Это была моя первая личная встреча с М. С. Горбачевым. До этого я только
говорил с ним по телефону в декабре 1986 года. Потом, в 1989 году, было еще
несколько встреч, о которых я буду писать. Мое первое личное впечатление о
Горбачеве было, в основном, благоприятным. Он показался мне умным и
сдержанным человеком, находчивым в дискуссии. Линия Горбачева
представлялась мне тогда последовательно либеральной, с постепенным
качественным наращиванием реформ и демократии.

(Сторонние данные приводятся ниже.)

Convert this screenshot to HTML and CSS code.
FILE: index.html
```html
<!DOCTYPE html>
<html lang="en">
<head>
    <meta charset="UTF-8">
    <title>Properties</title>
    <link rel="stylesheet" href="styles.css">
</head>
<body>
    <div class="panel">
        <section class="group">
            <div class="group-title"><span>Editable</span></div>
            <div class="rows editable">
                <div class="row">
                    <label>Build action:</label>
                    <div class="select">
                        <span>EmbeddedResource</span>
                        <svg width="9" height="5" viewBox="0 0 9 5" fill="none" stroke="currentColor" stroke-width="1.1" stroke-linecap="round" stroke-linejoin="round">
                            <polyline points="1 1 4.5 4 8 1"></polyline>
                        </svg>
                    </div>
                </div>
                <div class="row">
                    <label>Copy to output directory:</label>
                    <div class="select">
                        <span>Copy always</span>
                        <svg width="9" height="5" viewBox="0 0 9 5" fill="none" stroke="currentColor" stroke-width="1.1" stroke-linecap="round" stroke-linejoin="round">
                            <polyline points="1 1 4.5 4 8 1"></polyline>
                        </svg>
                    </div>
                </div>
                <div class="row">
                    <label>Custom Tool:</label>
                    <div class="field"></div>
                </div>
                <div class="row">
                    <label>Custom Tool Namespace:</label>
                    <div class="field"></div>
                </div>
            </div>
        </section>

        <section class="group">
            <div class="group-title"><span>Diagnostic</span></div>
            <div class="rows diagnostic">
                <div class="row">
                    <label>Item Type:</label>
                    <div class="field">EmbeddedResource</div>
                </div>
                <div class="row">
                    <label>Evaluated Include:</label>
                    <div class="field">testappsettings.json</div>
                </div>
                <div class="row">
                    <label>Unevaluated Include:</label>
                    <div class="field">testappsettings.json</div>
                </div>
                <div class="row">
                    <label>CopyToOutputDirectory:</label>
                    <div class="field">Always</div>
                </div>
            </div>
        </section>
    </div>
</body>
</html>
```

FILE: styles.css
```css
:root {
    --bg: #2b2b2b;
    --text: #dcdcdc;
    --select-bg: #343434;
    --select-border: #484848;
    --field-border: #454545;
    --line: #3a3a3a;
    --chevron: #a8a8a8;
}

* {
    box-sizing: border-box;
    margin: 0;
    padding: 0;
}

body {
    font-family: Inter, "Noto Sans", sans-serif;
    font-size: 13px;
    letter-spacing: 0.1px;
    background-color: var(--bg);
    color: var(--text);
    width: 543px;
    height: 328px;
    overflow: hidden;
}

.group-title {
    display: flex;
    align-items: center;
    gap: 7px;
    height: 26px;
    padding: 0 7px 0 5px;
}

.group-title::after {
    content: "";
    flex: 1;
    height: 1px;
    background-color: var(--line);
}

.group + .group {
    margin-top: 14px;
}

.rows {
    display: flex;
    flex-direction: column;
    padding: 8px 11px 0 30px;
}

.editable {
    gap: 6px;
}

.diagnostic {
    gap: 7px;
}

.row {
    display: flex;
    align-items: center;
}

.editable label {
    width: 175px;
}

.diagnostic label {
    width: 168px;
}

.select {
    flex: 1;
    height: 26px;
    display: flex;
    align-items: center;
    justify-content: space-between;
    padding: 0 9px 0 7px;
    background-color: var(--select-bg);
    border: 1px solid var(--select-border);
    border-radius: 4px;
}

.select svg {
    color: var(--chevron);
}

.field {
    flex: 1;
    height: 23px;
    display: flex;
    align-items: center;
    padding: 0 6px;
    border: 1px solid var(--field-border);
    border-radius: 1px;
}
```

Конечно, я был не удовлетворен половинчатостью, иногда противоречивостью
некоторых действий руководства и порочностью некоторых законов, например
закона о нетрудовых доходах. Но я, в основном, относил это за счет
ограничений, которые неизбежны для любого руководителя, в особенности
реформатора, за счет "правил игры", присущих той среде, в которой делал
свою карьеру и находился Горбачев. В целом я видел в Горбачеве инициатора и
достойного лидера перестройки. Отношение Горбачева ко мне показалось мне
уважительным и даже со скрытым оттенком личной симпатии. Ниже я буду писать
о дальнейшей эволюции моих оценок политики и личности М. С. Горбачева.

Начало деятельности Фонда ознаменовалось неприятной историей - конфликтом
между Хаировым и Бьернерстедом, начавшимся с необоснованного увольнения
Бьернерстедом одной сотрудницы. Велихов принял сторону исполнительного
директора, и Хаиров вынужден был уволиться.

Я был не удовлетворен Уставом Фонда и написал набросок альтернативного
проекта, вероятно нереальный. Одним из пунктов там было предложение обязать
директоров принять на себя пятьдесят процентов стоимости зарубежных
поездок. Хотя все директора - люди с положением, имеющие определенный
доход, на меня посмотрели как на сумасшедшего. (Я ранее всегда ездил в
командировки, разумеется в пределах СССР, только за свой счет.) Я до сих
пор думаю, что принятие моего предложения многое поставило бы на свои
места. Кажется, у Фонда до сих пор нет Устава, принятого Советом директоров.